The psychological dimension is equally important. Many Americans have lived their entire lives with biannual time changes and regard them as natural features of the calendar rather than arbitrary policy choices. Spring forward, fall back has achieved the status of folk wisdom, embedded in cultural memory alongside other seasonal rituals that feel traditional even when they're historically recent innovations.
The Recurring Cycle of Failed Reform
Every few years, some combination of legislators, business groups, and public health advocates mounts a campaign to eliminate Daylight Saving Time. These efforts typically follow the same pattern: initial enthusiasm, committee hearings featuring expert testimony about the policy's costs and ineffectiveness, media coverage highlighting public support for change, and then gradual momentum loss as the complexity of implementation becomes apparent.
The most recent major reform attempt came in 2022, when the Senate unanimously passed the Sunshine Protection Act to make Daylight Saving Time permanent year-round. The bill stalled in the House of Representatives, where members discovered that different constituencies preferred different solutions—some wanted permanent Standard Time, others wanted permanent Daylight Time, and still others preferred maintaining the current system rather than risk unintended consequences from any change.
This pattern of near-success followed by institutional paralysis has repeated itself regularly since the 1970s. Each generation of reformers believes they have discovered compelling new evidence that will finally overcome resistance to change, only to encounter the same coordination problems and status quo bias that defeated their predecessors.
The Broader Lesson of Policy Inertia
Daylight Saving Time's survival offers a case study in how modern democratic systems handle policy reform. The practice persists not because it serves any clear public interest, but because eliminating it would require collective action across numerous institutions that have adapted to its existence. The transaction costs of coordination often exceed the anticipated benefits of reform, even when those benefits are substantial and well-documented.
This dynamic explains why so many other obviously problematic policies remain unchanged despite widespread recognition of their flaws. The penny's continued existence, the complexity of the tax code, and the persistence of occupational licensing requirements all reflect similar patterns of institutional inertia overwhelming rational analysis.

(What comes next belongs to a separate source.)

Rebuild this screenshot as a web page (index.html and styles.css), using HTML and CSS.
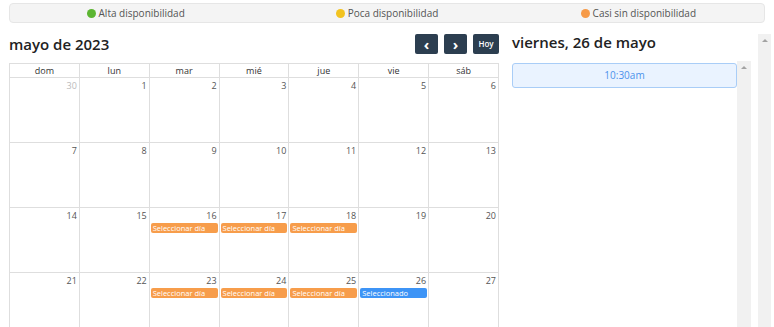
FILE: index.html
```html
<!DOCTYPE html>
<html lang="es">
<head>
    <meta charset="UTF-8">
    <meta name="viewport" content="width=device-width, initial-scale=1.0">
    <title>Reservar cita</title>
    <link rel="stylesheet" href="styles.css">
</head>
<body>
    <div class="page">
        <div class="legend">
            <div class="legend-item"><span class="dot dot-green"></span>Alta disponibilidad</div>
            <div class="legend-item"><span class="dot dot-yellow"></span>Poca disponibilidad</div>
            <div class="legend-item"><span class="dot dot-orange"></span>Casi sin disponibilidad</div>
        </div>

        <div class="content">
            <!-- calendario -->
            <div class="calendar">
                <div class="toolbar">
                    <h2>mayo de 2023</h2>
                    <div class="nav">
                        <button class="nav-btn">&lsaquo;</button>
                        <button class="nav-btn">&rsaquo;</button>
                        <button class="nav-btn today">Hoy</button>
                    </div>
                </div>
                <table class="month">
                    <thead>
                        <tr><th>dom</th><th>lun</th><th>mar</th><th>mié</th><th>jue</th><th>vie</th><th>sáb</th></tr>
                    </thead>
                    <tbody>
                        <tr>
                            <td><div class="num other">30</div></td>
                            <td><div class="num">1</div></td>
                            <td><div class="num">2</div></td>
                            <td><div class="num">3</div></td>
                            <td><div class="num">4</div></td>
                            <td><div class="num">5</div></td>
                            <td><div class="num">6</div></td>
                        </tr>
                        <tr>
                            <td><div class="num">7</div></td>
                            <td><div class="num">8</div></td>
                            <td><div class="num">9</div></td>
                            <td><div class="num">10</div></td>
                            <td><div class="num">11</div></td>
                            <td><div class="num">12</div></td>
                            <td><div class="num">13</div></td>
                        </tr>
                        <tr>
                            <td><div class="num">14</div></td>
                            <td><div class="num">15</div></td>
                            <td><div class="num">16</div><div class="event orange">Seleccionar día</div></td>
                            <td><div class="num">17</div><div class="event orange">Seleccionar día</div></td>
                            <td><div class="num">18</div><div class="event orange">Seleccionar día</div></td>
                            <td><div class="num">19</div></td>
                            <td><div class="num">20</div></td>
                        </tr>
                        <tr>
                            <td><div class="num">21</div></td>
                            <td><div class="num">22</div></td>
                            <td><div class="num">23</div><div class="event orange">Seleccionar día</div></td>
                            <td><div class="num">24</div><div class="event orange">Seleccionar día</div></td>
                            <td><div class="num">25</div><div class="event orange">Seleccionar día</div></td>
                            <td><div class="num">26</div><div class="event blue">Seleccionado</div></td>
                            <td><div class="num">27</div></td>
                        </tr>
                    </tbody>
                </table>
            </div>

            <!-- horarios del día -->
            <div class="day-panel">
                <div class="day-main">
                    <h2>viernes, 26 de mayo</h2>
                    <div class="slots-wrap">
                        <div class="slots">
                            <button class="slot">10:30am</button>
                        </div>
                        <div class="track inner"><span class="arrow"></span></div>
                    </div>
                </div>
                <div class="track outer"><span class="arrow"></span></div>
            </div>
        </div>
    </div>
</body>
</html>
```

FILE: styles.css
```css
body {
    font-family: 'Open Sans', 'Noto Sans', sans-serif;
    margin: 0;
    padding: 0;
    background-color: white;
    color: #333;
    overflow: hidden;
}
.page {
    padding: 3px 3px 0 9px;
}
.legend {
    display: grid;
    grid-template-columns: repeat(3, 1fr);
    width: 754px;
    height: 18px;
    background-color: #f4f4f4;
    border: 1px solid #e6e6e6;
    border-radius: 4px;
}
.legend-item {
    display: flex;
    align-items: center;
    justify-content: center;
    font-size: 10px;
    color: #555;
    gap: 3px;
}
.dot {
    width: 9px;
    height: 9px;
    border-radius: 50%;
    display: inline-block;
}
.dot-green { background-color: #5cb531; }
.dot-yellow { background-color: #f2c320; }
.dot-orange { background-color: #f69a48; }

.content {
    display: grid;
    grid-template-columns: 490px 1fr;
    gap: 13px;
    height: 304px;
}
h2 {
    margin: 0;
    font-size: 15px;
    font-weight: 600;
    color: #222;
}
.toolbar {
    display: flex;
    justify-content: space-between;
    align-items: center;
    height: 20px;
    margin-top: 11px;
    margin-bottom: 9px;
}
.nav {
    display: flex;
    gap: 6px;
}
.nav-btn {
    width: 23px;
    height: 20px;
    padding: 0;
    background-color: #2c3e50;
    color: white;
    border: none;
    border-radius: 2px;
    font-size: 15px;
    font-weight: bold;
    line-height: 18px;
    font-family: inherit;
    cursor: pointer;
}
.nav-btn.today {
    width: 26px;
    font-size: 8px;
    font-weight: 600;
}
.month {
    width: 490px;
    border-collapse: collapse;
    table-layout: fixed;
}
.month th {
    border: 1px solid #dedede;
    font-size: 9px;
    font-weight: 500;
    color: #333;
    height: 11px;
    padding: 0;
}
.month td {
    border: 1px solid #dedede;
    height: 64px;
    padding: 0;
    vertical-align: top;
}
.num {
    text-align: right;
    font-size: 9px;
    color: #555;
    padding: 1px 2px 0 0;
    height: 11px;
}
.num.other {
    color: #bbb;
}
.event {
    margin: 3px 1px 0 1px;
    height: 10px;
    line-height: 10px;
    border-radius: 2px;
    color: white;
    font-size: 7.5px;
    padding-left: 2px;
    white-space: nowrap;
    overflow: hidden;
}
.event.orange {
    background-color: #f79d4b;
}
.event.blue {
    background-color: #3d94f6;
}

.day-panel {
    display: flex;
    gap: 7px;
    padding-top: 11px;
}
.day-main {
    flex: 1;
    display: flex;
    flex-direction: column;
}
.day-main h2 {
    height: 16px;
    line-height: 16px;
    margin-bottom: 11px;
}
.slots-wrap {
    flex: 1;
    display: flex;
}
.slots {
    flex: 1;
    padding-top: 1px;
}
.slot {
    width: 100%;
    height: 25px;
    background-color: #eaf3ff;
    border: 1px solid #a9cdf7;
    border-radius: 3px;
    color: #4c92ec;
    font-family: inherit;
    font-size: 10px;
    cursor: pointer;
}
.track {
    background-color: #f1f1f1;
    position: relative;
}
.track.inner {
    width: 14px;
}
.track.outer {
    width: 13px;
}
.arrow {
    position: absolute;
    top: 5px;
    left: 50%;
    margin-left: -3px;
    border-left: 3px solid transparent;
    border-right: 3px solid transparent;
    border-bottom: 3px solid #a3a3a3;
}
```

The phenomenon extends beyond government policy to corporate and organizational practices. Companies continue using outdated software systems, inefficient meeting structures, and counterproductive performance metrics long after their problems become apparent, because the short-term disruption of change seems more threatening than the long-term costs of maintaining broken systems.
The Clock That Rules Us
Perhaps the most revealing aspect of the Daylight Saving Time debate is how rarely participants question the underlying assumption that society should organize around artificial time zones rather than natural daylight patterns. The entire discussion accepts the premise that clock time should be manipulated to achieve policy goals, rather than allowing individuals and organizations to adjust their schedules based on seasonal variations in daylight.
This acceptance of centralized time coordination as a legitimate government function illustrates how completely modern societies have embraced administrative convenience over individual autonomy. The idea that millions of people should simultaneously change their clocks twice a year seems normal only because we've done it for so long that we've forgotten how arbitrary the practice actually is.
The persistence of Daylight Saving Time thus serves as a monument to the power of institutional momentum over rational analysis. It continues not because anyone can demonstrate its value, but because the systems that have grown up around it now depend on its continuation. In this sense, the practice has achieved a kind of institutional immortality—too embedded to eliminate, too problematic to defend, and too familiar to question.